As companies migrate more of their data and infrastructure to the cloud, ensuring strong security has become paramount. Auditing your cloud environments regularly is crucial to identify any potential vulnerabilities or misconfigurations before they can be exploited.

In this blog post, we will provide a cloud security audit checklist and outline the key steps to take when conducting an audit of your cloud platforms and workloads. Following established best practices around auditing can help verify security controls are working as intended and minimize risk.

What is A Cloud Security Audit?

A cloud security audit is the process of methodically evaluating and testing the effectiveness of security measures implemented within cloud computing environments to identify potential weaknesses, gaps, misconfigurations, or compliance violations that could lead to threats exploiting vulnerabilities.

By assessing cloud infrastructure, applications, identities, and data protection against prescribed best practice frameworks and organizational policies, security audits validate that adequate safeguards are in place to mitigate risks. Given the shared responsibility model of cloud security, assessments need to cover controls managed by cloud providers as well as those overseen by consumers.

The scope includes public cloud platforms like Microsoft Azure, Amazon Web Services, and Google Cloud Platform as well as private clouds built on platforms like VMware or OpenStack and hybrid environments bridging both. Specific assets audited span servers, containers, data stores, serverless functions, identity stores, storage services, and virtual networks provisioned in scope cloud providers. While some audits may focus only on technical configurations, more robust evaluations also examine supporting policies, processes, roles, and responsibilities across security, compliance, engineering, and DevOps teams in addition to technology safeguards.

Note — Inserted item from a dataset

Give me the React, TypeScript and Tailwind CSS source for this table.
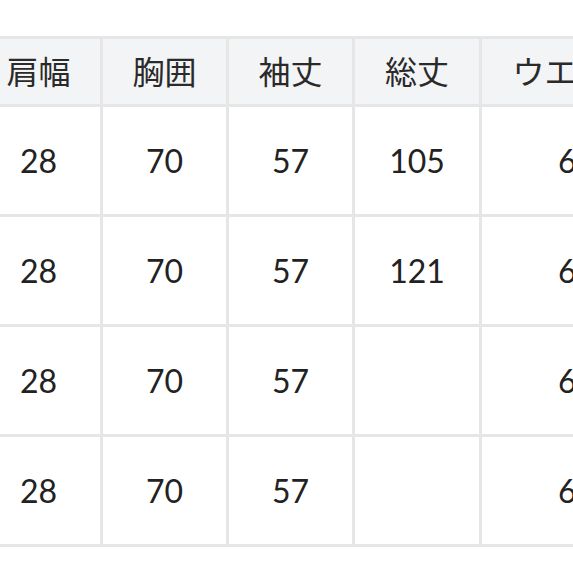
import React from "react";

const headers = ["肩幅", "胸囲", "袖丈", "総丈", "ウエスト"];
const rows = [
  ["28", "70", "57", "105", "62"],
  ["28", "70", "57", "121", "62"],
  ["28", "70", "57", "", "62"],
  ["28", "70", "57", "", "62"],
];

export default function App() {
  return (
    <div
      className="w-[573px] h-[573px] overflow-hidden bg-white pt-[36px]"
      style={{ fontFamily: 'Lato, "Noto Sans CJK JP", sans-serif' }}
    >
      <div className="ml-[-23px] grid w-max grid-cols-[126px_126px_126px_127px_192px] text-[32px] text-[#222222]">
        {headers.map((h) => (
          <div
            key={h}
            className="flex h-[71px] items-center justify-center border-t-[3px] border-r-[3px] border-b-[3px] border-[#e6e6e6] bg-[#f3f4f6] text-[#2a2a2a]"
          >
            {h}
          </div>
        ))}
        {rows.map((r, i) =>
          r.map((c, j) => (
            <div
              key={`${i}-${j}`}
              className="flex h-[110px] items-center justify-center border-r-[3px] border-b-[3px] border-[#e6e6e6] bg-white"
            >
              {c}
            </div>
          ))
        )}
      </div>
    </div>
  );
}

The breadth, depth, and methodology vary based on the use case – posture analysis, regulatory compliance, risk assessments, penetration tests, etc. By establishing an accurate baseline and testing rigorously, security audits build transparency into the effectiveness of security controls already implemented while surfacing specific areas still vulnerable. Developing actionable remediation roadmaps and executing continuously allows for managing cloud security risks adaptively over time.

The key objectives of a cloud security audit typically include:

1. Validating compliance with applicable regulations and standards related to data security, privacy, risk management, etc. This could include HIPAA, PCI DSS, SOC 2, ISO 27001, etc.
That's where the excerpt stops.